Jamie Sanchez a Spanish GRIP member said while growing up, he always tried to satisfy others. He told the prosecutors that the rehabilitative programs at San Quentin helped him understand himself.
“I don’t have to be perfect, but I can be helpful,” Sanchez said about mentoring other inmates. “I’ve never been helpful in my life. Now, I’m doing something helpful. It was hard for me to move into forgiving myself and to understand and accept my crime. I learned how to move from being a murderer to Jamie.”
Oscar Arana talked about a crime prevention strategy that may have kept him from turning to crime. He said that although he witnessed the consequences of many bad choices, as a juvenile, he felt like bad things could never happen to him.

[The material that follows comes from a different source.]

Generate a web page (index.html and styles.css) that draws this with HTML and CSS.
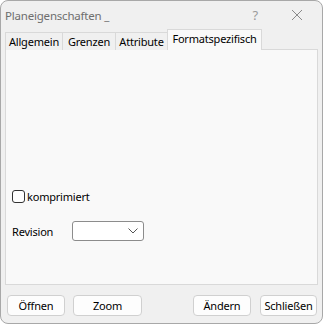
FILE: index.html
```html
<!DOCTYPE html>
<html lang="de">
<head>
    <meta charset="UTF-8">
    <title>Planeigenschaften</title>
    <link rel="stylesheet" href="styles.css">
</head>
<body>
    <div class="window">
        <div class="titlebar">
            <span class="title">Planeigenschaften _</span>
            <span class="help">?</span>
            <svg class="close" width="12" height="12" viewBox="0 0 12 12">
                <path d="M1 1 L11 11 M11 1 L1 11" stroke="#8a8a8a" stroke-width="1" fill="none"/>
            </svg>
        </div>
        <div class="tabs">
            <div class="tab tab-allgemein">Allgemein</div>
            <div class="tab tab-grenzen">Grenzen</div>
            <div class="tab tab-attribute">Attribute</div>
            <div class="tab tab-format active">Formatspezifisch</div>
        </div>
        <div class="panel">
            <label class="check-row">
                <span class="checkbox"></span>
                <span>komprimiert</span>
            </label>
            <div class="field-row">
                <span class="field-label">Revision</span>
                <div class="combo">
                    <svg width="10" height="6" viewBox="0 0 10 6">
                        <path d="M0.5 0.5 L5 5 L9.5 0.5" stroke="#555" stroke-width="1" fill="none"/>
                    </svg>
                </div>
            </div>
        </div>
        <div class="footer">
            <button class="btn btn-open">Öffnen</button>
            <button class="btn btn-zoom">Zoom</button>
            <span class="spacer"></span>
            <button class="btn btn-change">Ändern</button>
            <button class="btn btn-close">Schließen</button>
        </div>
    </div>
</body>
</html>
```

FILE: styles.css
```css
* {
    margin: 0;
    padding: 0;
    box-sizing: border-box;
}

body {
    background: #ffffff;
    font-family: "Noto Sans", sans-serif;
    font-size: 11px;
    letter-spacing: -0.2px;
    color: #000;
}

.window {
    width: 323px;
    height: 324px;
    background: #f0f0f0;
    border: 1px solid #a8a8a8;
    border-radius: 8px;
    display: flex;
    flex-direction: column;
    overflow: hidden;
}

.titlebar {
    height: 28px;
    display: flex;
    align-items: center;
    padding-left: 4px;
}

.title {
    flex: 1;
    color: #6e6e6e;
    font-size: 11.5px;
}

.help {
    color: #9a9a9a;
    font-size: 13px;
    margin-right: 33px;
}

.close {
    margin-right: 19px;
}

.tabs {
    display: flex;
    align-items: flex-end;
    height: 20px;
    padding-left: 4px;
    position: relative;
    z-index: 1;
}

.tab {
    height: 18px;
    line-height: 17px;
    text-align: center;
    background: #f0f0f0;
    border: 1px solid #d9d9d9;
    border-bottom: none;
    border-right: none;
    margin-bottom: -1px;
}

.tab-allgemein { width: 57px; }
.tab-grenzen { width: 53px; }
.tab-attribute { width: 52px; }

.tab.active {
    width: 95px;
    height: 21px;
    line-height: 18px;
    background: #f9f9f9;
    border-right: 1px solid #d9d9d9;
}

.panel {
    height: 236px;
    margin: 0 4px;
    background: #f9f9f9;
    border: 1px solid #d9d9d9;
    padding: 138px 6px 0 6px;
}

.check-row {
    display: flex;
    align-items: center;
    gap: 2px;
    height: 16px;
}

.checkbox {
    width: 13px;
    height: 13px;
    border: 1px solid #333;
    border-radius: 3px;
    background: #fff;
}

.field-row {
    display: flex;
    align-items: center;
    margin-top: 17px;
}

.field-label {
    width: 60px;
}

.combo {
    width: 72px;
    height: 20px;
    border: 1px solid #8c8c8c;
    border-radius: 3px;
    background: #fff;
    display: flex;
    align-items: center;
    justify-content: flex-end;
    padding-right: 5px;
}

.footer {
    display: flex;
    align-items: center;
    padding: 10px 5px 0 6px;
}

.btn {
    height: 21px;
    font-family: inherit;
    font-size: 11px;
    letter-spacing: -0.2px;
    background: #fdfdfd;
    border: 1px solid #d0d0d0;
    border-radius: 4px;
    color: #000;
}

.btn-open { width: 58px; }
.btn-zoom { width: 69px; margin-left: 8px; }
.spacer { flex: 1; }
.btn-change { width: 58px; }
.btn-close { width: 57px; margin-left: 9px; }
```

“What could have worked for me would be seeing the consequences of my actions through someone like a mother who lost her child to a drug overdose or drunk driver. At the time, I couldn’t personally connect with what I was doing. If a kid were able to personally connect with the impact of his actions, he could change them.”
The inmates were asked what the community could do to help those released from prison.
“We need to know and be reminded that we’re human beings,” Mathew Edwards said. “When people learn that we’ve been to prison, it’s like the scarlet letter. We need to be welcomed. We need another shot for responsibility.”
The Portland, Oregon, district attorney Rodney Dale Underhill wanted suggestions on how he could make better-informed decisions when he knows he has a conviction and must advise on a prison sentence.
“Be able to talk to us,” Anthony Ammons said.
Vaughn Miles added, “Trust your judgment about what you’ve witnessed today.”